The High Cost of the “Average” 80%
HR heads love the Bell Curve because it makes the budget predictable. “If we keep 80% of people in the ‘Average’ bucket, our salary growth remains flat. We’re saving money!”
Congratulations, you just spent $10 million to save $10,000.
A larger team of mediocre people is exponentially more expensive than a small team of superstars.
- Management Bloat: Mediocre people need managers. Managers need directors. Directors need VPs. Soon, you have six layers of people whose only job is to “coordinate” the lack of initiative.
- The Drag Effect: Mediocre people build mediocre products. They don’t innovate; they maintain.
- The Recruitment Death Spiral: Superstars want to work with other superstars. The moment a 10x engineer realizes they are being “curved” alongside a C-player, they leave. You are left with a company full of “average” people who are just happy to have a job.
The Hall of Fame: The Curve Killers
These are the companies that realized that humans aren’t data points and decided to treat talent like a scarce resource.
- Microsoft (The Satya Pivot): Under Steve Ballmer, Microsoft was the poster child for “Stack Ranking.” It turned the company into a circular firing squad. Engineers were more focused on sabotaging their deskmates than beating Apple. When Satya Nadella took over, he killed the curve. He replaced “competition” with “Growth Mindset.” The result? Microsoft’s stock price entered orbit.
- Stripe: They ignore the curve entirely. They evaluate based on Operating Principles. If you don’t meet the absolute bar of being a “Stripe-level” thinker, you don’t stay. They don’t care about buckets; they care about excellence.
- Netflix: The “Keeper Test.” No formal reviews. Just one question: “If this person wanted to leave, would I fight to keep them?" If not, they get a massive severance package. It’s the ultimate removal of mediocrity.
- Google & Meta: They use Absolute Evaluation. You are measured against the Impact you had on the business. If an entire team of 50 people has a “Redefining” year, Google pays all 50 of them like gods. They understand that talent is a Power Law, not a bell.
The Hall of Shame: The Jurassic Relics
- The “Big Four” Consulting Firms (Deloitte, KPMG, PwC, EY): They love the curve because they sell “hours.” They need a massive, replaceable middle of junior associates to bill clients. It’s not about performance; it’s about survival of the most caffeinated.
- Amazon (The Ghost of the Curve): Despite their PR, the culture of “Unregretted Attrition” is legendary. Managers are often pressured to identify a bottom percentage to “move on” every year. It’s The Hunger Games with Prime shipping.
- Legacy Manufacturing (Ford, GE): Still trying to manage creative white-collar workers using the same metrics they use for stamping out truck bumpers.
The Solution: Absolute Evaluation
If you want to kill the bell curve, you must move to Absolute Evaluation Against an Infinite Ceiling.

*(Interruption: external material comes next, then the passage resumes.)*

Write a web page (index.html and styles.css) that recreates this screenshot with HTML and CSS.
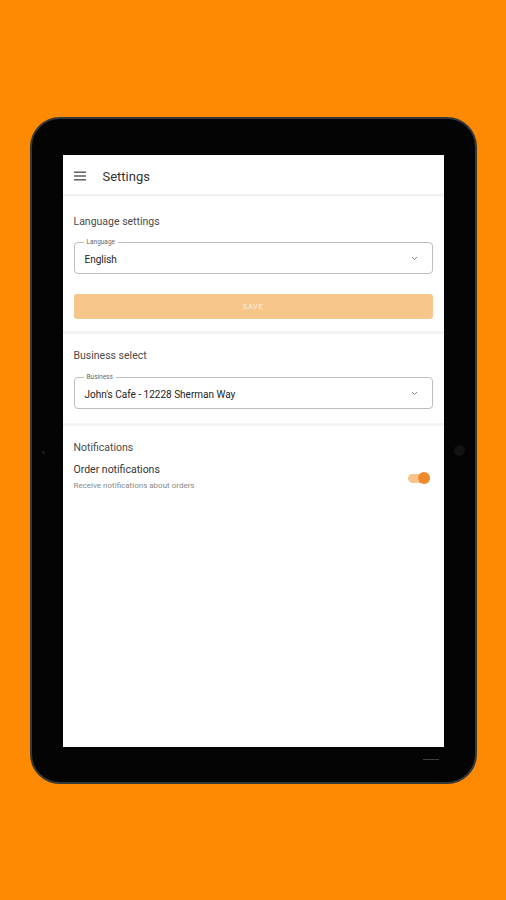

- Set an Absolute Bar: Define exactly what “Excellent” looks like for every role. Not “better than Steve,” but “The code is clean, the documentation is perfect, and the stakeholders are happy.”
- The No-Quota Rule: If every single person on the team hits that bar, every single person gets the top rating and the top bonus. Yes, the budget will be higher. But your Revenue will be 10x higher because your people aren’t spending 40% of their time wondering how to make Steve look bad.
- Real-Time Feedback: If someone is failing, tell them on Tuesday. Don’t wait for a “Performance Review” in six months to drop a bomb on their career.
- The Jerk Tax: Add a “Cultural Impact” metric. If a “Brilliant Jerk” has high output but low cultural scores, they get a “Needs Improvement” rating.
- Remove the Floor: Instead of firing the bottom 10%, fire the people who don’t meet the Absolute Bar. Some years that might be 2%. Some years it might be 20%. Let the work decide, not the graph.
The Final Word
The Bell Curve is a crutch for weak leaders. It is a confession that you don’t know how to measure value, so you’ve decided to measure “relative position” instead.
Back in that review room with Dave, the air is thick with the scent of corporate cowardice. Dave finishes his spiel about “averaging out” and “normalization.” He looks at you, waiting for a nod of acceptance.
But you don’t nod. You stand up.
“Dave,” you say, your voice calm and terrifyingly clear. “You aren’t managing a team. You’re managing a graph. And a graph doesn’t build software. I do. Sarah does. And the fact that you’re willing to sacrifice my performance on the altar of a 19th-century math error tells me everything I need to know about your leadership.”
You walk out. You don’t take the Starbucks gift card. You don’t take the branded hoodie.
By the time you reach the parking lot, you’ve already sent a text to a founder who knows that a 10x engineer is worth more than a thousand “average” drones. You’ve sent a message to a company that uses the Keeper Test, not the Bell Curve.
The era of managing humans like lightbulbs is over. It’s time to stop managing by math and start leading by merit. Throw the curve in the trash. Burn the spreadsheets. Your best people—the outliers, the superstars, the legends—are already halfway out the door.
Are you going to keep the curve? Or are you going to keep your talent?